----- PROVIDED DATA
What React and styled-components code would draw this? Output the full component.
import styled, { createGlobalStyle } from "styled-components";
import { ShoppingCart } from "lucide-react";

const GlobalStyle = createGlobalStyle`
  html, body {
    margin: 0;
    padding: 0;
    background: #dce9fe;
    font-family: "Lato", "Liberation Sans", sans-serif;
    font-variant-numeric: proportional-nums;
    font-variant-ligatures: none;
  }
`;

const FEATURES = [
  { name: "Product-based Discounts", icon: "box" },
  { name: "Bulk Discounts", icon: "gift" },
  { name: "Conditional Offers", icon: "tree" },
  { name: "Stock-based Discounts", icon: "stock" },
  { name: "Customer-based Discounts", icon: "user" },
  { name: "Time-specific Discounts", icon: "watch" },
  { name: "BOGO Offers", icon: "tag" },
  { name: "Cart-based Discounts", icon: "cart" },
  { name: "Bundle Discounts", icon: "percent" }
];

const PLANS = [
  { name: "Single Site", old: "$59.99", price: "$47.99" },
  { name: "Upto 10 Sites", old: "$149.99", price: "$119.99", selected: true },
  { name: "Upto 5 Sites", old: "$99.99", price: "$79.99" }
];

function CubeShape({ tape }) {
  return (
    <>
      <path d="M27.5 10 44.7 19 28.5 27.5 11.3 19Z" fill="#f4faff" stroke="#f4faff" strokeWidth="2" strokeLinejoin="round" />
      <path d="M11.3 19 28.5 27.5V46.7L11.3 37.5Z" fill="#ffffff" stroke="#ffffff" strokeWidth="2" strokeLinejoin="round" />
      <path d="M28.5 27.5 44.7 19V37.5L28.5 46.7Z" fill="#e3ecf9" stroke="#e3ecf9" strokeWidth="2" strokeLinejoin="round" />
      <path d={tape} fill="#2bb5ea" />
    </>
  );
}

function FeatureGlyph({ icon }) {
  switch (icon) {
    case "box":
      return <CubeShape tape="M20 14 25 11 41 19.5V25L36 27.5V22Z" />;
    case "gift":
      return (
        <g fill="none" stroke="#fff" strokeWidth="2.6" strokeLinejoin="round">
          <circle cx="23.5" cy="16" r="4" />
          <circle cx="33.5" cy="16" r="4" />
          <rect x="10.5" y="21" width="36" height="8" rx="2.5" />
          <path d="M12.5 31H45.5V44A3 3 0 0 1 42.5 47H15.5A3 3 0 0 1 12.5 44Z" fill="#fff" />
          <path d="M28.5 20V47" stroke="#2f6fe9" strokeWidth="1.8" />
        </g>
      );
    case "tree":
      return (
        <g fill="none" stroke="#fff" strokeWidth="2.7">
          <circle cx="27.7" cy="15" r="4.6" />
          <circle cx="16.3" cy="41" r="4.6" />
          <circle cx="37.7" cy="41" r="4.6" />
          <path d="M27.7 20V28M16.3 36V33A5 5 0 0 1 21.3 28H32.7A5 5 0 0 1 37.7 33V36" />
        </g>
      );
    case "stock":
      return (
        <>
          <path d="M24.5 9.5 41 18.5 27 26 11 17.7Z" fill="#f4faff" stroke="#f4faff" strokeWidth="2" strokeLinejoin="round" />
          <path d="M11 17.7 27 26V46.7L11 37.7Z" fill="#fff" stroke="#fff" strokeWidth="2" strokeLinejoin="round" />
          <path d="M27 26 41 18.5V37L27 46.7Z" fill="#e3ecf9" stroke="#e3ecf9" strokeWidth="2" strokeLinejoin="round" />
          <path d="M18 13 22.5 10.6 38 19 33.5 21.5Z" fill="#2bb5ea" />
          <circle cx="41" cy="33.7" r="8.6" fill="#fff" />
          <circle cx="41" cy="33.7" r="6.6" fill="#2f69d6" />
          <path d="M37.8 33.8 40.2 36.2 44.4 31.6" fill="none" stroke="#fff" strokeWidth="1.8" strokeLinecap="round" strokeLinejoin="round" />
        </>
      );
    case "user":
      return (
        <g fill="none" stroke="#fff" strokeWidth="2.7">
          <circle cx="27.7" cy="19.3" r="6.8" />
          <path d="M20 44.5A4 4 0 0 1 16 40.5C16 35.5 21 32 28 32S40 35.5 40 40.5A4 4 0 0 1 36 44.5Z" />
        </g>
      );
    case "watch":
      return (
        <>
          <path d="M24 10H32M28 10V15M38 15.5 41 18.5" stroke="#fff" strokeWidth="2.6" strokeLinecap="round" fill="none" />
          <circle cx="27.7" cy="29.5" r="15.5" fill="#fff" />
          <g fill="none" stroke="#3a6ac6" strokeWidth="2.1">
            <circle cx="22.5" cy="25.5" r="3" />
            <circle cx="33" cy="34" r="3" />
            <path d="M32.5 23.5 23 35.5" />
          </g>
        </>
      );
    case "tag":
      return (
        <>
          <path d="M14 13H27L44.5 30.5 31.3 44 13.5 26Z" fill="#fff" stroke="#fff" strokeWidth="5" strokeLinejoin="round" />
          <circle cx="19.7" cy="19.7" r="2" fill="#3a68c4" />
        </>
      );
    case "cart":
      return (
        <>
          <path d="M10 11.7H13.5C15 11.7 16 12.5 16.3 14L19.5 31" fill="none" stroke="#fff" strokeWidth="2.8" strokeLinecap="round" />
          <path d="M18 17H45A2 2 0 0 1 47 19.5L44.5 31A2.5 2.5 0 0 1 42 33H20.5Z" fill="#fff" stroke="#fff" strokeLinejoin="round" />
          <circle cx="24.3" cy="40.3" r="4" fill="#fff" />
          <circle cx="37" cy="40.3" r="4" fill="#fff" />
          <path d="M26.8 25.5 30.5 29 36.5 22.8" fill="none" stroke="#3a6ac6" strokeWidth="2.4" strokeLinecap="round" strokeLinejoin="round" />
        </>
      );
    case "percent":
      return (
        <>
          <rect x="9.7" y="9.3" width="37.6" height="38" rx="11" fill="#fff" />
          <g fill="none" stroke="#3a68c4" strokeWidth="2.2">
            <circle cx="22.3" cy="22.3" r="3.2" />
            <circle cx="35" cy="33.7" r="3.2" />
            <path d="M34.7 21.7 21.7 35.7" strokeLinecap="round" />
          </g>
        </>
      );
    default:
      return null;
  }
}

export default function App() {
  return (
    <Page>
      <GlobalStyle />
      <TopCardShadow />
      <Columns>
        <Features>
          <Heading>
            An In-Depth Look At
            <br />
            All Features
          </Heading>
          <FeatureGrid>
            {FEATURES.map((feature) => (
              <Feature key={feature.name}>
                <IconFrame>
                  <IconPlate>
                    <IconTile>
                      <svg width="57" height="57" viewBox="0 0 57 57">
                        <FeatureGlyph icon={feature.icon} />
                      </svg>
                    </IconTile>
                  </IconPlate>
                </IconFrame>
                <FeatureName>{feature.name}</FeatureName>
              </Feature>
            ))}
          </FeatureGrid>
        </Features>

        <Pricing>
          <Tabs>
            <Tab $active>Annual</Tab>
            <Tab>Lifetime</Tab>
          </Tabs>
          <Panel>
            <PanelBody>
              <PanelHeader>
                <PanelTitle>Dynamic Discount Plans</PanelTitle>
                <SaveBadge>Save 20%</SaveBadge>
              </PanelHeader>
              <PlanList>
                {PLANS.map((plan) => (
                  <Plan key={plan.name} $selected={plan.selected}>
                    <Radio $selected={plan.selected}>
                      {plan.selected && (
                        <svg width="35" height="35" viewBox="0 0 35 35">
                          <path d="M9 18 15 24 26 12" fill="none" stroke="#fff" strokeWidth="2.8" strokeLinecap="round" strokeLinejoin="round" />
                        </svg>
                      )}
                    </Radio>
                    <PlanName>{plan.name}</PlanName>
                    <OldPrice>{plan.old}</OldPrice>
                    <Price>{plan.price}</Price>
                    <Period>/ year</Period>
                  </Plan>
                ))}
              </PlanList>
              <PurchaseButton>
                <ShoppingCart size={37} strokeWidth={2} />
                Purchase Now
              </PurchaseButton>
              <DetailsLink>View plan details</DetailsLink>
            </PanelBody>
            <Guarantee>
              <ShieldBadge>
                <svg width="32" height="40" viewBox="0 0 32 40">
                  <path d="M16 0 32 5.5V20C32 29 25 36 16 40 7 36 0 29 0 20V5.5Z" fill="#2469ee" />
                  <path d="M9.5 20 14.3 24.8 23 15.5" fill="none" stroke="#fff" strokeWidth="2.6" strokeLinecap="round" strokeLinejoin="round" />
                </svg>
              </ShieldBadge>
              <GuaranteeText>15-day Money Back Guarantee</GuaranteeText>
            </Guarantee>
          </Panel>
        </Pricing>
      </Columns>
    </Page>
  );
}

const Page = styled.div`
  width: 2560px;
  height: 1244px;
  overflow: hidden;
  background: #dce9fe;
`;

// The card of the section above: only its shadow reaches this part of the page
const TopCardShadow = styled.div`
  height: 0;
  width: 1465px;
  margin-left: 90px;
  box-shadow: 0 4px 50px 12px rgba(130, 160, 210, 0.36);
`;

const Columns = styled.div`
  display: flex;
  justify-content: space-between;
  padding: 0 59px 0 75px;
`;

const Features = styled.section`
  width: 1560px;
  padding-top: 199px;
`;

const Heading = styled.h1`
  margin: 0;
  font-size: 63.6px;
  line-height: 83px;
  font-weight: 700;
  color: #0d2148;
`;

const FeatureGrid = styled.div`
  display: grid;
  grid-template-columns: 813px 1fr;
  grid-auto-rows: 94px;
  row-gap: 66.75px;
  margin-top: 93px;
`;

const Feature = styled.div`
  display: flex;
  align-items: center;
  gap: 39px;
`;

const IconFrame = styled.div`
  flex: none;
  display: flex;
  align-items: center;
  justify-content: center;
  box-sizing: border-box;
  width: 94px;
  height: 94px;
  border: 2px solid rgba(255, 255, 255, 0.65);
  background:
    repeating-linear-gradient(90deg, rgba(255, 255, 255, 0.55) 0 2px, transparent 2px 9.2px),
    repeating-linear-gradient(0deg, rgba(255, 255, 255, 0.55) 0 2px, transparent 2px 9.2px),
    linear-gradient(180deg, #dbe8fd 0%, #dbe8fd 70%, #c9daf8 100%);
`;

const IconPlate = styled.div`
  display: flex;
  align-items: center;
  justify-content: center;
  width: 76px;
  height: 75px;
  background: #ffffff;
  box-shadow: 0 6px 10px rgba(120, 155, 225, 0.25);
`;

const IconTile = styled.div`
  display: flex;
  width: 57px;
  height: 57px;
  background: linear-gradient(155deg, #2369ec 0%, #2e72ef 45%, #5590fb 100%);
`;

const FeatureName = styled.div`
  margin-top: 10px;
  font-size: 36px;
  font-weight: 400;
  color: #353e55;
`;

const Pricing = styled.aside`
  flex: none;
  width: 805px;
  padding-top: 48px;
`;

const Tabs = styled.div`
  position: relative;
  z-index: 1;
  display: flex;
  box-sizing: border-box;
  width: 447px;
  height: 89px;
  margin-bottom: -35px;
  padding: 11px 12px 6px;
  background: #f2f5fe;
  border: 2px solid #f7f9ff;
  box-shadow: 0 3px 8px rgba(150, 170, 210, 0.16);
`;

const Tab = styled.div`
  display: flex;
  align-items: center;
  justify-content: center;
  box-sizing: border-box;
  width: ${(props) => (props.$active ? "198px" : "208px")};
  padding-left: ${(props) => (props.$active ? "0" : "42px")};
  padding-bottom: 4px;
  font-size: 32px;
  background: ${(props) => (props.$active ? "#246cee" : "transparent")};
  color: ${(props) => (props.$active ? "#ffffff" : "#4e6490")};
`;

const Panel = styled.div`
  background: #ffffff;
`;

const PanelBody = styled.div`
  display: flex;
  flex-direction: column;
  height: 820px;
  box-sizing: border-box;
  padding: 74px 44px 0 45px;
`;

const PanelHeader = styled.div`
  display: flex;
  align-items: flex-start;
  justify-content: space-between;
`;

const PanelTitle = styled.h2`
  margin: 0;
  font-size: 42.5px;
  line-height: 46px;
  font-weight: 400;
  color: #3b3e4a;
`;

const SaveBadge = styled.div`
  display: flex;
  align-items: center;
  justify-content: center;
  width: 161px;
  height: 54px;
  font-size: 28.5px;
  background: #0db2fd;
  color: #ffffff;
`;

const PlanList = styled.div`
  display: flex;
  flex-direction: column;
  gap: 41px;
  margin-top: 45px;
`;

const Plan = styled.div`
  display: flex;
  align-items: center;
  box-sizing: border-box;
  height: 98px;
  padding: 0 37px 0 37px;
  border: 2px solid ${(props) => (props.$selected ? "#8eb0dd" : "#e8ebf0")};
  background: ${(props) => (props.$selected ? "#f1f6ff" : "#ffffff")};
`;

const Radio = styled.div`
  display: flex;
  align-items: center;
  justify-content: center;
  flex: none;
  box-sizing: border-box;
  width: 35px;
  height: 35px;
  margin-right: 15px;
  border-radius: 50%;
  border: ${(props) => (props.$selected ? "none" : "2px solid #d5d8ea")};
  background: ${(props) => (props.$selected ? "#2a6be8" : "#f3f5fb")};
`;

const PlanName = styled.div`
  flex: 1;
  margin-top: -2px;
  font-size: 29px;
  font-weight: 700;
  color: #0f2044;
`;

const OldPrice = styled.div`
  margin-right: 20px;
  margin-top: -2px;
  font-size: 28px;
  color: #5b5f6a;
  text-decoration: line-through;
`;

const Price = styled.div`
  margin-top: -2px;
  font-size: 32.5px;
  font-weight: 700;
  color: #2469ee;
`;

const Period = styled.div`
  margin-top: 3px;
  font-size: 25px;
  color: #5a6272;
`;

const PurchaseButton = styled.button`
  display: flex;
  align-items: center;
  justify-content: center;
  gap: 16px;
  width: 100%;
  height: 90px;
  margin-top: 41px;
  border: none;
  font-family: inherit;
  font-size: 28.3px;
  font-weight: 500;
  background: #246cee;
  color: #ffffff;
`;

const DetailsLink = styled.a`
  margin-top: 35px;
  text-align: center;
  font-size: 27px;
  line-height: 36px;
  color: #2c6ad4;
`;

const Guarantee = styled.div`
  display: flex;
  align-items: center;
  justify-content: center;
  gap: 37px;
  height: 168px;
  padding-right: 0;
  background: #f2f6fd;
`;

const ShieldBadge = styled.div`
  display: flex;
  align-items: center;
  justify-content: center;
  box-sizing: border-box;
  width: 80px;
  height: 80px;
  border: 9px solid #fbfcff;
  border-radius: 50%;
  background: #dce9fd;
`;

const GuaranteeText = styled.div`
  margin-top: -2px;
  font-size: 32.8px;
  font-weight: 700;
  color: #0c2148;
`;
----------
AIM OF THE TASK — Count the lines that hold the string "this" and state that number alone.

PROBLEM SOLUTION — 2